By Naveen Athrappully
Gas prices in the United States are once again moving along an upward trajectory, with May 9 prices coming close to the record high seen in March.
The average price of regular unleaded gas was $4.328 per gallon as of May 9, according to the American Automobile Association (AAA). The highest recorded average price was $4.331 per gallon on March 11.
The May 9 price is up by 3.19 percent from the last week’s price of $4.194 per gallon, and almost 5 percent higher than the previous month’s price of $4.123 per gallon. When compared to $2.962 per gallon a year ago, current prices are more than 46 percent higher.
Nationwide, regular gas price averages were the highest in the state of California at $5.829 per gallon, followed by Hawaii at $5.282, and Nevada at $5.117. In all other states, unleaded fuel was priced at less than $5 per gallon.
The state with the lowest price was Georgia with $3.844 per gallon, followed by Missouri with $3.896, and Oklahoma at $3.917. In eight states, gas was less than $4 per gallon.

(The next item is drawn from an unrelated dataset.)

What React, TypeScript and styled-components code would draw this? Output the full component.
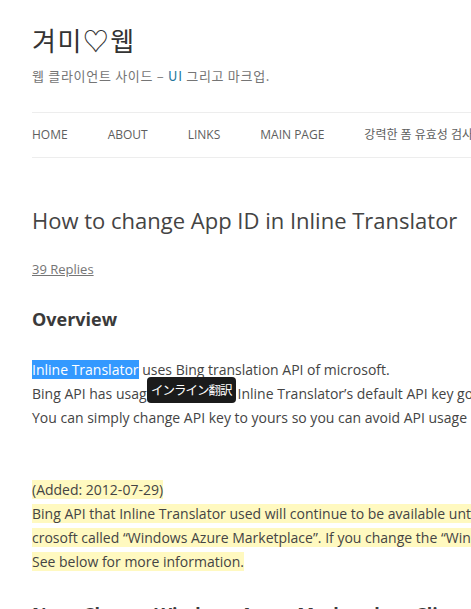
import React from 'react';
import styled, { createGlobalStyle } from 'styled-components';

const GlobalStyle = createGlobalStyle`
  html, body {
    margin: 0;
    padding: 0;
    background: #fff;
    overflow: hidden;
  }
  body {
    font-family: 'Open Sans', 'Noto Sans CJK KR', sans-serif;
    color: #444;
  }
`;

const Page = styled.div`
  width: 940px;
  padding: 0 0 0 32px;
`;

const Header = styled.header`
  padding-top: 24px;
`;

const SiteTitle = styled.h1`
  margin: 0;
  font-family: 'Noto Sans CJK KR', sans-serif;
  font-size: 26px;
  font-weight: 400;
  line-height: 32px;
  letter-spacing: 1.5px;
  color: #333;
`;

const Tagline = styled.p`
  margin: 8px 0 0;
  font-family: 'Noto Sans CJK KR', sans-serif;
  font-size: 13px;
  line-height: 24px;
  letter-spacing: 0.7px;
  color: #757575;
`;

const Link = styled.a`
  color: #21759b;
  text-decoration: none;
`;

const Nav = styled.nav`
  margin-top: 24px;
  border-top: 1px solid #ededed;
  border-bottom: 1px solid #ededed;
  display: flex;
  align-items: center;
  height: 44px;
`;

const NavItem = styled.a`
  margin-right: 40px;
  font-size: 12px;
  line-height: 24px;
  text-transform: uppercase;
  color: #5e5e5e;
  text-decoration: none;
  white-space: nowrap;
`;

const Article = styled.article`
  padding-top: 48px;
`;

const EntryTitle = styled.h1`
  margin: 0;
  font-size: 22px;
  font-weight: 400;
  line-height: 29px;
  color: #444;
`;

const Meta = styled.a`
  display: block;
  margin-top: 22px;
  font-size: 13px;
  line-height: 24px;
  color: #757575;
  text-decoration: underline;
`;

const SectionHeading = styled.h2<{ $top: number }>`
  margin: ${p => p.$top}px 0 0;
  font-size: 18px;
  font-weight: 700;
  line-height: 24px;
  color: #3a3a3a;
  white-space: nowrap;
`;

const Para = styled.p<{ $top: number }>`
  position: relative;
  margin: ${p => p.$top}px 0 0;
  font-size: 14px;
  line-height: 24px;
  color: #444;
  white-space: nowrap;
`;

const Selected = styled.span`
  background: #3399ff;
  color: #fff;
`;

const Highlight = styled.span`
  background: #fff9c0;
`;

const Tooltip = styled.div`
  position: absolute;
  left: 115px;
  top: 19px;
  padding: 0 4px;
  height: 26px;
  border-radius: 4px;
  background: #1b1b1b;
  color: #fff;
  font-family: 'Noto Sans CJK JP', sans-serif;
  font-size: 12.5px;
  line-height: 26px;
  letter-spacing: -1px;
`;

export default function App() {
  return (
    <>
      <GlobalStyle />
      <Page>
        <Header>
          <SiteTitle>겨미♡웹</SiteTitle>
          <Tagline>
            웹 클라이언트 사이드 – <Link href="#">UI</Link> 그리고 마크업.
          </Tagline>
          <Nav>
            <NavItem href="#">Home</NavItem>
            <NavItem href="#">About</NavItem>
            <NavItem href="#">Links</NavItem>
            <NavItem href="#">Main Page</NavItem>
            <NavItem href="#">강력한 폼 유효성 검사</NavItem>
          </Nav>
        </Header>
        <Article>
          <EntryTitle>How to change App ID in Inline Translator</EntryTitle>
          <Meta href="#">39 Replies</Meta>
          <SectionHeading $top={26}>Overview</SectionHeading>
          <Para $top={27}>
            <Selected>Inline Translator</Selected> uses Bing translation API of microsoft.
            <br />
            Bing API has usage limit and so Inline Translator’s default API key goes over the limit.
            <br />
            You can simply change API key to yours so you can avoid API usage limit.
            <Tooltip>インライン翻訳</Tooltip>
          </Para>
          <Para $top={48}>
            <Highlight>(Added: 2012-07-29)</Highlight>
            <br />
            <Highlight>Bing API that Inline Translator used will continue to be available until the service moves to Mi</Highlight>
            <br />
            <Highlight>crosoft called “Windows Azure Marketplace”. If you change the “Windows Azure Marketplace” key,</Highlight>
            <br />
            <Highlight>See below for more information.</Highlight>
          </Para>
          <SectionHeading $top={28}>Now, Change Windows Azure Marketplace Client ID</SectionHeading>
        </Article>
      </Page>
    </>
  );
}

The jump in prices follows a decline in stocks and a rise in consumption. According to data from the U.S. Energy Information Administration (EIA), total domestic stocks of gasoline were at 228.6 million barrels as of April 29, a 2.2 million barrel decline from the previous week. In contrast, gasoline demand rose slightly to 8.86 million barrels per day from the earlier 8.74 million barrels per day.
Diesel prices edged down on May 9.
“According to GasBuddy data, diesel prices *for the time being* have started to give up ground and are down 0.4c/gal today to $5.518/gal,” oil and refined products analyst Patrick DeHaan wrote in a May 9 Twitter post.
While many people are blaming surging gas prices on the Russia–Ukraine war, Dan McTeague, president of Canadians for Affordable Energy and a leading gas expert, doesn’t believe that the conflict is the sole reason.
“Some people think all this is because of Russia, but nothing could be further from the truth,” he said, according to The Canadian Press. “It is a matter of fundamentals. There was less supply and more demand before and that hasn’t changed. … During the summer, gasoline prices tend to detach from oil prices—they go much higher.”
Gas prices aren’t only rising because of increasing oil prices in the international markets, but also because of surging refining costs. Processing margins for oil refiners, which averaged about $10.50 per barrel between 1985 and 2021, jumped to a record high of almost $55 last week, according to Bloomberg.
That’s pushed up prices of gasoline, jet fuel, and diesel well above crude. Refined oil products have risen 30 to 140 percent since the Russian invasion of Ukraine, compared to just 15 percent for crude oil.
Although West Texas Intermediate (WTI) crude is trading at about $100 to $110 per barrel, jet fuel is being traded at $275 per barrel in New York Harbor, with diesel trading at $175 per barrel and gasoline at $155 per barrel.